* _STATED PROBLEM_
Transcribe the material word for word, but without the images.

* _DATASET EXTRACT_
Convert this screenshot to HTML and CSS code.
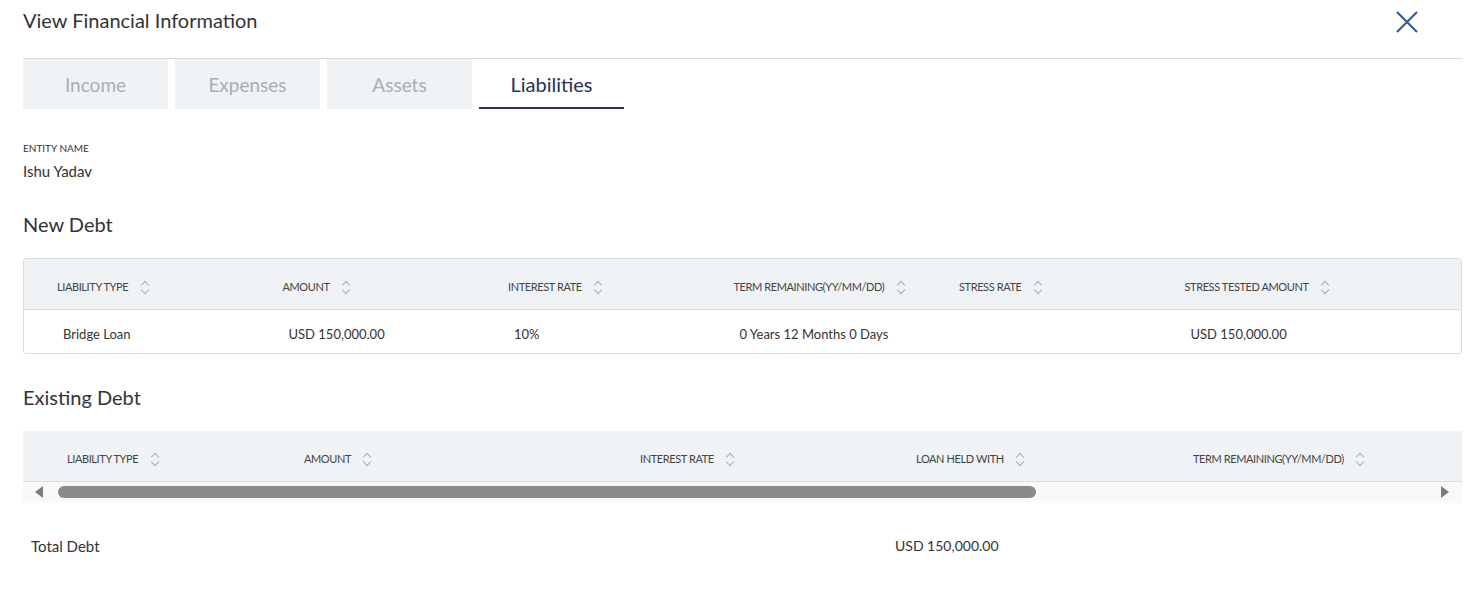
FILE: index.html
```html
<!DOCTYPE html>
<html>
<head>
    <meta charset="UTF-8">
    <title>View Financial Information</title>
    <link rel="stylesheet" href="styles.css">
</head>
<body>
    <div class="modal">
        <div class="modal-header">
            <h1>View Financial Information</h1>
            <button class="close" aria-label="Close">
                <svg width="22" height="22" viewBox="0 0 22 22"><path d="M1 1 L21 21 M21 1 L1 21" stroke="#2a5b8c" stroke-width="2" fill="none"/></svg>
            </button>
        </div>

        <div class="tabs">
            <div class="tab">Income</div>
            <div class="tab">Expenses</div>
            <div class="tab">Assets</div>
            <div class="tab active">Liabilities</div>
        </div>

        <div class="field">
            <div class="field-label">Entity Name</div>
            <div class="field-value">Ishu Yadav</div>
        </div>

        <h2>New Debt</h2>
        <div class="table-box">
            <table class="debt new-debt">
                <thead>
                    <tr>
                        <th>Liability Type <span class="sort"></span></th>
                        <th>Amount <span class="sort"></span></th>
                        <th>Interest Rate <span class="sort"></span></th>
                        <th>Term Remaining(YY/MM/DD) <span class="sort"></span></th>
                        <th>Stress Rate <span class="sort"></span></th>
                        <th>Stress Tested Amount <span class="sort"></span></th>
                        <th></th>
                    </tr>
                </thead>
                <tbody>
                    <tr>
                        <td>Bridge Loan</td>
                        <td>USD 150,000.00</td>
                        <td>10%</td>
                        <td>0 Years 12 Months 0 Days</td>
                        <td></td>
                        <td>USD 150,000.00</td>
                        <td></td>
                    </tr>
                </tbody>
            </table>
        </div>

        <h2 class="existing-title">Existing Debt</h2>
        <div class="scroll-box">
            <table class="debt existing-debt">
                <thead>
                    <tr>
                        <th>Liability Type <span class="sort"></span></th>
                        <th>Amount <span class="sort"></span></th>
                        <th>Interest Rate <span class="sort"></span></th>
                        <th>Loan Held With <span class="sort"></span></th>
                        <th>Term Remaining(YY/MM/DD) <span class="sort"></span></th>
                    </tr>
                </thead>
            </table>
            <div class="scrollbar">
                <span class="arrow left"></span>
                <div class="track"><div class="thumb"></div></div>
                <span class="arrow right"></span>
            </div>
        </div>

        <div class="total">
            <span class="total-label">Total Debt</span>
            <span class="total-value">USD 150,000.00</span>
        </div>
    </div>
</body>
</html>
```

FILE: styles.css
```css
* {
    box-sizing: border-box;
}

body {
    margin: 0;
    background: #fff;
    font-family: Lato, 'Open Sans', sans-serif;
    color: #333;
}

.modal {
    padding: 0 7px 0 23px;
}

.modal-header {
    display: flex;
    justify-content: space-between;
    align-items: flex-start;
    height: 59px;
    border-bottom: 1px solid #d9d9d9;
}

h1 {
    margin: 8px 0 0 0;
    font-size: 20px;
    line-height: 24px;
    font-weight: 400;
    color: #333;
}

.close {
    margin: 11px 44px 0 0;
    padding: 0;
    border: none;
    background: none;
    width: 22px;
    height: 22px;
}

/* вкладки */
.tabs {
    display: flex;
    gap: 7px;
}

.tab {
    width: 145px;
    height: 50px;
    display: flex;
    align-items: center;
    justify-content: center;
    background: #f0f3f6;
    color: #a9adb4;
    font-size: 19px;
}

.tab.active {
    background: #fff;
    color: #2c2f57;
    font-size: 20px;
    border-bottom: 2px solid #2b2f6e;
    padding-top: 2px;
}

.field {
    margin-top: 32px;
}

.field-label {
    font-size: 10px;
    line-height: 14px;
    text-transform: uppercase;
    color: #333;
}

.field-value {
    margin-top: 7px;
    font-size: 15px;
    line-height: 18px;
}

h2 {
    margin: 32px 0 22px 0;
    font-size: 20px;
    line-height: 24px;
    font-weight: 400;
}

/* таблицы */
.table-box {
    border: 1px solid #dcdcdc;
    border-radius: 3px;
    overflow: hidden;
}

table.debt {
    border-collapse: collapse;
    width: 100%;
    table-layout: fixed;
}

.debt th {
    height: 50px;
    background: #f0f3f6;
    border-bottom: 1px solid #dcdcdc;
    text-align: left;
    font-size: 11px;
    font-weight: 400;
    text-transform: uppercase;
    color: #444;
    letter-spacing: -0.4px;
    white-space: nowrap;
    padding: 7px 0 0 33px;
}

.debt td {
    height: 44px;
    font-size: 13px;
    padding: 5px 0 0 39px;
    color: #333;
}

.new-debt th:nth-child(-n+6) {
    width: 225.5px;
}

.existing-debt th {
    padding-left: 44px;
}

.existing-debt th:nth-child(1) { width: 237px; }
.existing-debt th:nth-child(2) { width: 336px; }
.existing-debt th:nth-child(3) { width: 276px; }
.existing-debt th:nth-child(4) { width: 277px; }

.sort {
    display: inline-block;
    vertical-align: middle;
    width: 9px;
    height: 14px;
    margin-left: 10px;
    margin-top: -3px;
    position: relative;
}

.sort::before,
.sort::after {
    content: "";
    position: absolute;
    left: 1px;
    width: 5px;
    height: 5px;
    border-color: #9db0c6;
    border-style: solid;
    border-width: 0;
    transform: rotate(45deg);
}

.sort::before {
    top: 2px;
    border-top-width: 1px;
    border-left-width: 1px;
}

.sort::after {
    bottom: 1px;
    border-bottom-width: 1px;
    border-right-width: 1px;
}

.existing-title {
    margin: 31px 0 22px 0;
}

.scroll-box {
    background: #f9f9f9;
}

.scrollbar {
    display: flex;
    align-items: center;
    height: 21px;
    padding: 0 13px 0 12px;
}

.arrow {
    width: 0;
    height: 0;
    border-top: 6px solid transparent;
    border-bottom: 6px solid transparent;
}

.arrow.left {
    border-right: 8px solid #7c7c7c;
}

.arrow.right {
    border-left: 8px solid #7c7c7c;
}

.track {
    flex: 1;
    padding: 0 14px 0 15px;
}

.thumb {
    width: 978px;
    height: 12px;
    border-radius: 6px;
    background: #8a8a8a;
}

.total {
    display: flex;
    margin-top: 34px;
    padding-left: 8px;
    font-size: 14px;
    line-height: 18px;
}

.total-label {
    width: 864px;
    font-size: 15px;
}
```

* _WRITTEN RESPONSE_
Convert this screenshot to HTML and CSS code.
FILE: index.html
```html
<!DOCTYPE html>
<html>
<head>
    <meta charset="UTF-8">
    <title>View Financial Information</title>
    <link rel="stylesheet" href="styles.css">
</head>
<body>
    <div class="modal">
        <div class="modal-header">
            <h1>View Financial Information</h1>
            <button class="close" aria-label="Close">
                <svg width="22" height="22" viewBox="0 0 22 22"><path d="M1 1 L21 21 M21 1 L1 21" stroke="#2a5b8c" stroke-width="2" fill="none"/></svg>
            </button>
        </div>

        <div class="tabs">
            <div class="tab">Income</div>
            <div class="tab">Expenses</div>
            <div class="tab">Assets</div>
            <div class="tab active">Liabilities</div>
        </div>

        <div class="field">
            <div class="field-label">Entity Name</div>
            <div class="field-value">Ishu Yadav</div>
        </div>

        <h2>New Debt</h2>
        <div class="table-box">
            <table class="debt new-debt">
                <thead>
                    <tr>
                        <th>Liability Type <span class="sort"></span></th>
                        <th>Amount <span class="sort"></span></th>
                        <th>Interest Rate <span class="sort"></span></th>
                        <th>Term Remaining(YY/MM/DD) <span class="sort"></span></th>
                        <th>Stress Rate <span class="sort"></span></th>
                        <th>Stress Tested Amount <span class="sort"></span></th>
                        <th></th>
                    </tr>
                </thead>
                <tbody>
                    <tr>
                        <td>Bridge Loan</td>
                        <td>USD 150,000.00</td>
                        <td>10%</td>
                        <td>0 Years 12 Months 0 Days</td>
                        <td></td>
                        <td>USD 150,000.00</td>
                        <td></td>
                    </tr>
                </tbody>
            </table>
        </div>

        <h2 class="existing-title">Existing Debt</h2>
        <div class="scroll-box">
            <table class="debt existing-debt">
                <thead>
                    <tr>
                        <th>Liability Type <span class="sort"></span></th>
                        <th>Amount <span class="sort"></span></th>
                        <th>Interest Rate <span class="sort"></span></th>
                        <th>Loan Held With <span class="sort"></span></th>
                        <th>Term Remaining(YY/MM/DD) <span class="sort"></span></th>
                    </tr>
                </thead>
            </table>
            <div class="scrollbar">
                <span class="arrow left"></span>
                <div class="track"><div class="thumb"></div></div>
                <span class="arrow right"></span>
            </div>
        </div>

        <div class="total">
            <span class="total-label">Total Debt</span>
            <span class="total-value">USD 150,000.00</span>
        </div>
    </div>
</body>
</html>
```

FILE: styles.css
```css
* {
    box-sizing: border-box;
}

body {
    margin: 0;
    background: #fff;
    font-family: Lato, 'Open Sans', sans-serif;
    color: #333;
}

.modal {
    padding: 0 7px 0 23px;
}

.modal-header {
    display: flex;
    justify-content: space-between;
    align-items: flex-start;
    height: 59px;
    border-bottom: 1px solid #d9d9d9;
}

h1 {
    margin: 8px 0 0 0;
    font-size: 20px;
    line-height: 24px;
    font-weight: 400;
    color: #333;
}

.close {
    margin: 11px 44px 0 0;
    padding: 0;
    border: none;
    background: none;
    width: 22px;
    height: 22px;
}

/* вкладки */
.tabs {
    display: flex;
    gap: 7px;
}

.tab {
    width: 145px;
    height: 50px;
    display: flex;
    align-items: center;
    justify-content: center;
    background: #f0f3f6;
    color: #a9adb4;
    font-size: 19px;
}

.tab.active {
    background: #fff;
    color: #2c2f57;
    font-size: 20px;
    border-bottom: 2px solid #2b2f6e;
    padding-top: 2px;
}

.field {
    margin-top: 32px;
}

.field-label {
    font-size: 10px;
    line-height: 14px;
    text-transform: uppercase;
    color: #333;
}

.field-value {
    margin-top: 7px;
    font-size: 15px;
    line-height: 18px;
}

h2 {
    margin: 32px 0 22px 0;
    font-size: 20px;
    line-height: 24px;
    font-weight: 400;
}

/* таблицы */
.table-box {
    border: 1px solid #dcdcdc;
    border-radius: 3px;
    overflow: hidden;
}

table.debt {
    border-collapse: collapse;
    width: 100%;
    table-layout: fixed;
}

.debt th {
    height: 50px;
    background: #f0f3f6;
    border-bottom: 1px solid #dcdcdc;
    text-align: left;
    font-size: 11px;
    font-weight: 400;
    text-transform: uppercase;
    color: #444;
    letter-spacing: -0.4px;
    white-space: nowrap;
    padding: 7px 0 0 33px;
}

.debt td {
    height: 44px;
    font-size: 13px;
    padding: 5px 0 0 39px;
    color: #333;
}

.new-debt th:nth-child(-n+6) {
    width: 225.5px;
}

.existing-debt th {
    padding-left: 44px;
}

.existing-debt th:nth-child(1) { width: 237px; }
.existing-debt th:nth-child(2) { width: 336px; }
.existing-debt th:nth-child(3) { width: 276px; }
.existing-debt th:nth-child(4) { width: 277px; }

.sort {
    display: inline-block;
    vertical-align: middle;
    width: 9px;
    height: 14px;
    margin-left: 10px;
    margin-top: -3px;
    position: relative;
}

.sort::before,
.sort::after {
    content: "";
    position: absolute;
    left: 1px;
    width: 5px;
    height: 5px;
    border-color: #9db0c6;
    border-style: solid;
    border-width: 0;
    transform: rotate(45deg);
}

.sort::before {
    top: 2px;
    border-top-width: 1px;
    border-left-width: 1px;
}

.sort::after {
    bottom: 1px;
    border-bottom-width: 1px;
    border-right-width: 1px;
}

.existing-title {
    margin: 31px 0 22px 0;
}

.scroll-box {
    background: #f9f9f9;
}

.scrollbar {
    display: flex;
    align-items: center;
    height: 21px;
    padding: 0 13px 0 12px;
}

.arrow {
    width: 0;
    height: 0;
    border-top: 6px solid transparent;
    border-bottom: 6px solid transparent;
}

.arrow.left {
    border-right: 8px solid #7c7c7c;
}

.arrow.right {
    border-left: 8px solid #7c7c7c;
}

.track {
    flex: 1;
    padding: 0 14px 0 15px;
}

.thumb {
    width: 978px;
    height: 12px;
    border-radius: 6px;
    background: #8a8a8a;
}

.total {
    display: flex;
    margin-top: 34px;
    padding-left: 8px;
    font-size: 14px;
    line-height: 18px;
}

.total-label {
    width: 864px;
    font-size: 15px;
}
```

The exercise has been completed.